13/05/2020 – Smart working: diritto per i lavoratori con figli under 14

Smart working: diritto per i lavoratori con figli under 14
La Rivista del Sindaco  13/05/2020 
Per i lavoratori dipendenti con figli under 14, lo smart working diventa un diritto, fino alla data che (per il momento) segna la fine dello stato di massima allerta per il Covid-19, ovvero il 31 luglio. Una delle previsioni del “Dl Rilancio” prevede per questi dipendenti, anche in assenza degli accordi individuali previsti dalla legge 81/2017, la possibilità di avvalersi del lavoro in smart working, se questa modalità risulta compatibile con le caratteristiche della loro prestazione. Nel caso il datore di lavoro non fornisca i necessari strumenti informatici, il dipendente potrà utilizzare quelli in proprio possesso.
Una possibilità che andrebbe a riguardare tra i sei e gli otto milioni di lavoratori, che sia del settore pubblico che di quello privato, mentre già durante il lockdown sono stati circa due milioni di italiani, che almeno per qualche giorno alla settimana sono stati coinvolti nello smart working.
Per il responsabile scientifico dell’Osservatorio sullo smart working della School of management del Politecnico di Milano, Mariano Corso, questo numero vedrà un ulteriore rialzo: “La fase 2 sarà più intensa della fase 1 sotto il profilo dello smart working, perché nel periodo dell’emergenza avevamo interi pezzi di filiere produttive bloccati. Ora, per consentire la ripresa delle attività che non possono essere svolte da remoto, come la manifattura, sarà necessario incentivare, nelle stesse aziende, lo smart working per coloro che invece possono lavorare da fuori, per evitare la compresenza di tutti nelle sedi. Ci sono poi una serie di attività anche non impiegatizie come la manutenzione e il controllo di determinati impianti che grazie alla digitalizzazione si potranno svolgere in smart working”.

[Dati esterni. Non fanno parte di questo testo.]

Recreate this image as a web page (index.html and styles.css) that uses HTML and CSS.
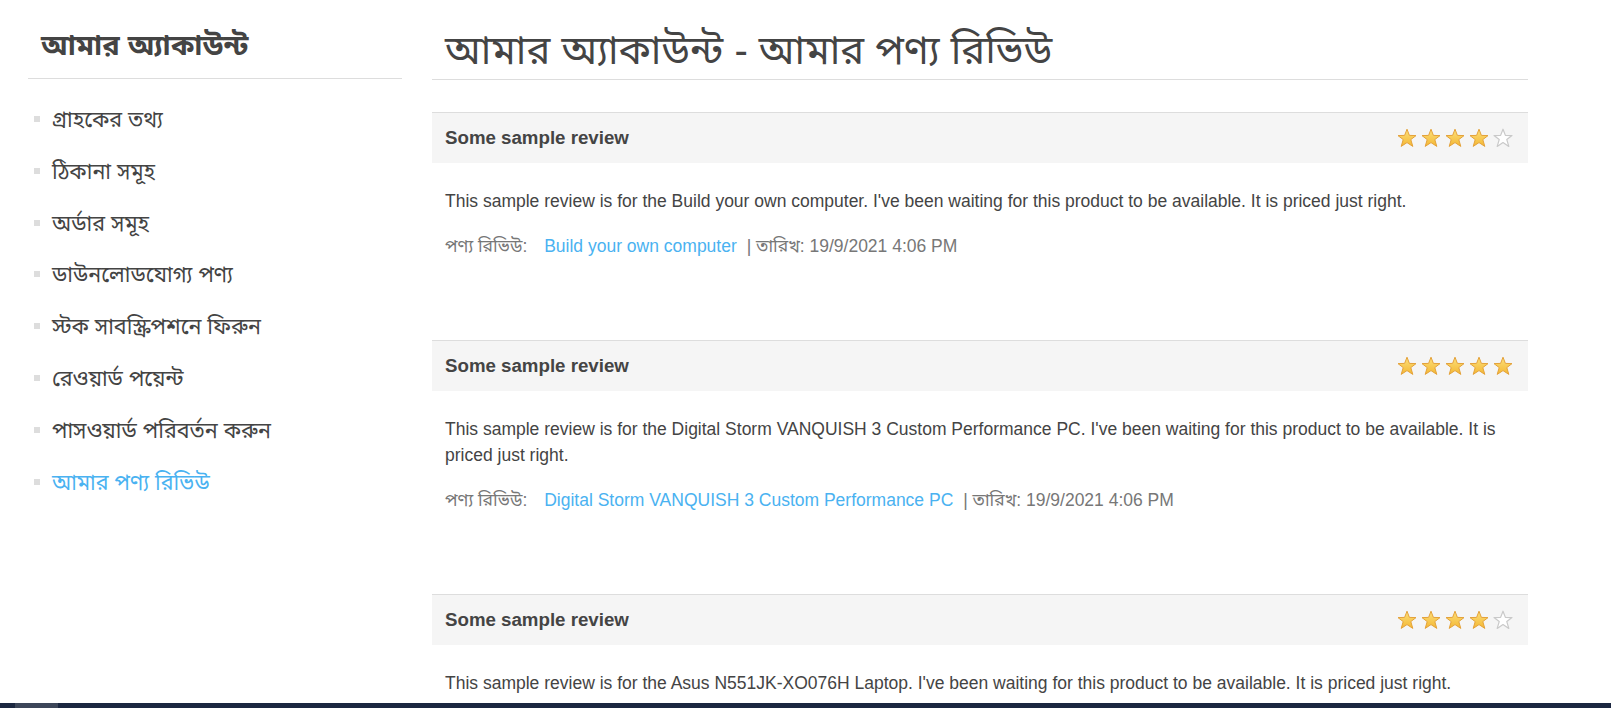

Sono gli stessi protocolli di sicurezza che le aziende dovranno rispettare a spingere per questa tipologia di lavoro agile, riportandolo infatti come misura per garantire maggior sicurezza ai lavoratori. Nei prossimi mesi, la forbice di dipendenti stimata tra sei e otto milioni si vedrà proporre lo smart working, almeno per qualche giorno a settimana.
Inutile dire che sarà indispensabile un adeguamento tecnologico, poiché stando all’Osservatorio sul lockdown Nomisma-Crif, ben il 33,8% degli italiani non possiede un pc o tablet, mentre il 18% dei lavoratori è stato costretto a comperare strumenti per lavorare in smart working. Un adeguamento che a lungo è stato raccomandato, così come l’attività in smart working, ma che in Italia non ha preso mai piede, fino a diventare l’unica possibilità per continuare a lavorare (per le aziende che ne avevano la possibilità) durante l’emergenza da Covid-19.
Il lavoro agile rimarrà una forma di prevenzione fondamentale anche durante la Fase 2, perché nell’ottica di rispettare sempre i tanto decantatiti “distanziamento sociale” e “divieto di assembramento” è altrettanto importante evitare “una rarefazione delle presenza dentro i luoghi di lavoro”, come riportato tra le premesse del Protocollo del 24 aprile 2020, sottoscritto dalle parti sociali su invito del Governo e in allegato al Dpcm del 26 aprile 2020. Già nelle premesse, infatti, il Protocollo è esplicito nel raccomandare il massimo utilizzo possibile delle modalità di lavoro agile, quelle attività in grado di essere svolte al proprio domicilio o in modalità a distanza. Oltre a insistere sulla possibilità di chiudere i reparti che possono avvalersi dello smart working, si specifica che “il lavoro a distanza continua ad essere favorito anche nella fase di progressiva riattivazione del lavoro in quanto utile e modulabile strumento di prevenzione”. Lo smart working rientra anche tra i punti utili all’Ispettorato del Lavoro per verificare l’osservanza delle norme anti-contagio.
Si tratta quindi di una necessità che nell’essere perseguita per il bene della salute pubblica, potrebbe finalmente aprire le porte ad una tipologia di lavoro più comoda e moderna, di cui da tanto si parla… e che troppo a lungo è stata rimandata.